Football Legs Soccer

Wed, 8 Jan 2014 Source: goal.com

Take me on if you will, but I do believe the CHAN - full name, the African Nations Championships - is a pretty meaningless competition, and it gets a little more so with each new edition that is organised.

The reasons for which it was originally conceptualised were indeed noble. The continent's domestic leagues had been marginalised for long and risked being reduced to nothingness by the mass exodus of the biggest star names to professional divisions in Europe. The quality that remained was simply not of the sort that would merit consideration for the various African national teams.

The CHAN - some five years old now - is just not working according to plan, as even the commendable reasoning that triggered its birth appears to get staler by the year.

Bar a handful of daring coaches - the likes of Nigeria's Stephen Keshi - who have shown some personal interest in giving local players opportunities, the catalytic magic the CHAN was supposed to provide in the careers of its target bracket of footballers is not really being apparent. For a fact, the farthest most of these home-based footballers ever get to in terms of representing their countries is with the 'local' national teams; to stand a fair chance of getting into the national sides 'proper', they are almost obliged to seek pastures greener in Europe - an opportunity that, quite ironically, exposure gained from participation at the CHAN tends to provide.

The CHAN robs continental football of even more. The qualification series, if not the finals itself, proves an unnecessary distraction to local league schedules, one that most could certainly do without. Whipping up interest in our domestic football is already difficult enough; taking extended breaks from it to concentrate on a tournament of little practical value complicates things some more.

What else?

Well, many are those who regard the CHAN as being little more than a consolatory package for failed internationals/wannabe superstars, and quite rightly so. Alternatively, it could pass, in the books of some, as a little side-job for national team coaches when 'off-duty' or, at worse, a crumb they pass on to their assistants (as in the case of Ghana trainer Kwesi Appiah and Maxwell Konadu his deputy) for the latter to enrich their CVs and find a means of keeping themselves busy. Call it, too, a bigger, slightly more glorified version of the regional mini-tournaments (the likes of the Wafu, Cecafa, and Cosafa cups), and you would hardly be wrong either. Such is the degree of seriousness with which the CHAN is treated. The competition earns minimal attention and coverage, too. The third edition of the competition commences over the weekend and one can be almost certain that the most the average football fan in Accra would be interested in regarding Ghana's opening match against Congo on Monday would be the final scoreline. For the vast majority - intensely enamored of football as Ghanaians are - it would rather be 90 minutes spent making some money at the market or preparing a good meal of fufu and nkrankra for supper.

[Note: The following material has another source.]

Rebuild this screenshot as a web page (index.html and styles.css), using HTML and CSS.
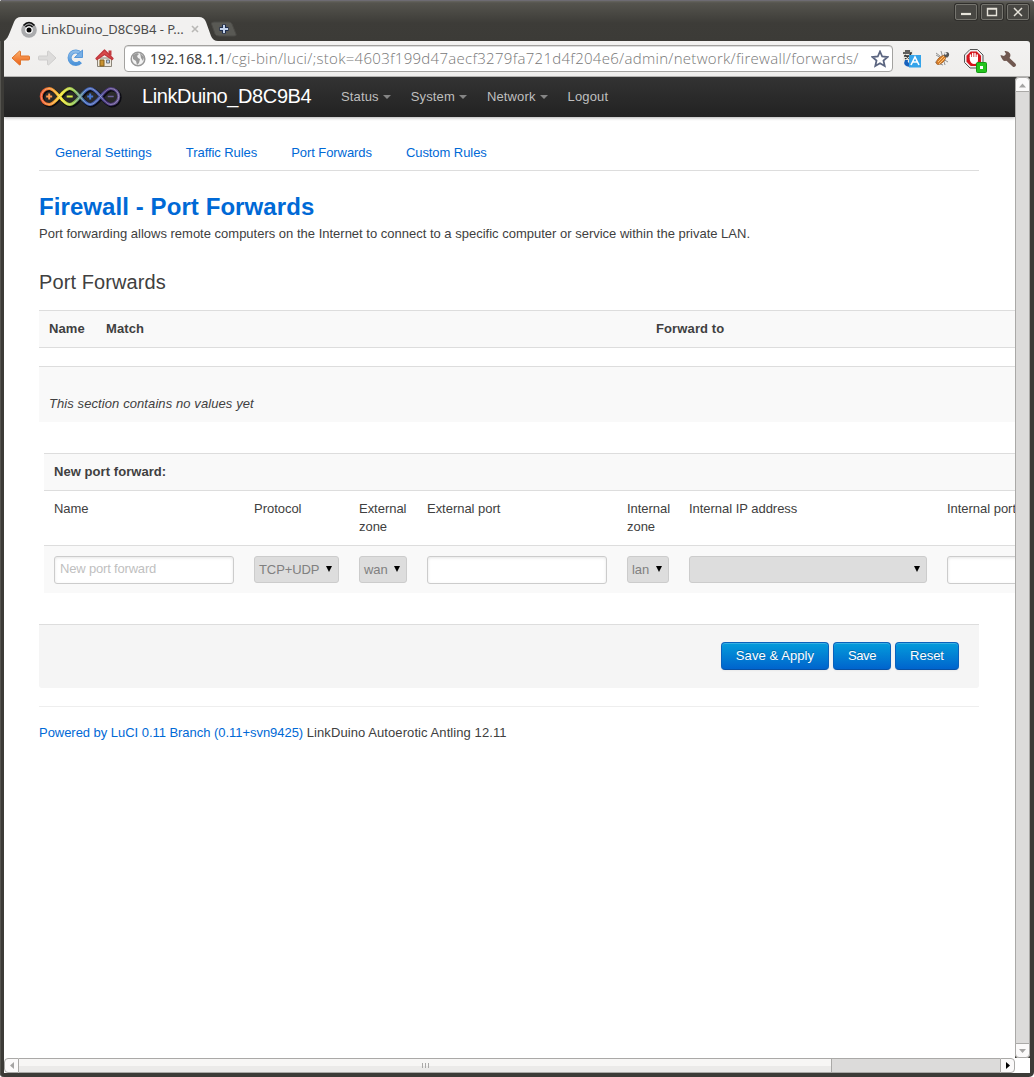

You cannot fault them, though.

If the Egyptians - who generally take their domestic football so seriously - do not regard the CHAN worthwhile enough to participate in it, and three clubs from the hosts of this year's edition (South Africa, also another country known to pay more than the 'usual' attention to their domestic championship) - Orlando Pirates, AJax Cape Town, and Amazulu - can opt out of releasing players for the competition or feel reluctant about it due to 'fixture congestion', really, what should the CHAN matter to anyone?

Too bad, but it is just not worth it.